Mechanisms Leading to Carbon Sequestration in Disturbed Soils Restored with Biosolids.

Many studies have shown that the incorporation of organic amendments to restore disturbed sites and soils following mining to prompts natural revegetation and restoration of soil function. We studied a restoration chronosequence (0, 0.5, 3, 6, 9 and 14 years) to investigate the effect of biosolids amendment and plant species invasion on mined sites of central Brazil. Without biosolids treatment the mined areas lack vegetation cover regardless of time since overburden removal. However, the incorporation of biosolids increased soil C to 4 times above pre-disturbance levels (~2%) and prompted spontaneous revegetation. Isotopic and elemental analyses showed the increase in soil C was mainly from new C inputs from revegetation suggesting the biosolids promoted C stabilization beyond the capacity of the original soil. A clear association between pyrophosphate-extractable iron and occluded C reflected the role of iron-coordinated compounds influencing aggregate formation. Since total iron was abundant, it is hypothesized that amorphous iron added with the biosolids exchanged with new carbon inputs to stable carbon beyond the potential of the native ecosystem.
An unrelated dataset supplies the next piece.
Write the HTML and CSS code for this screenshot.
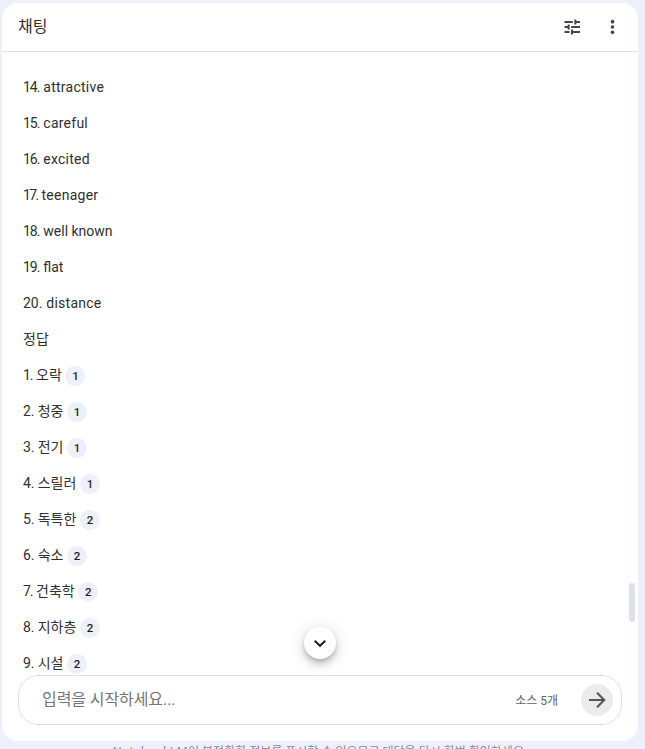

Mechanisms leading to the excahnge of old and new carbon will be discussed. Iron-bound compounds represented most of total soil C (>100 Mg C ha^-1; 0-20cm) despite its origin (biosolid or plant) showing the benefits of iron containing biosolids in carbon stabilization. The single addition of iron-rich biosolids prompted long-term stabilization of new organic inputs, showing promise for the restoration approach for degraded lands.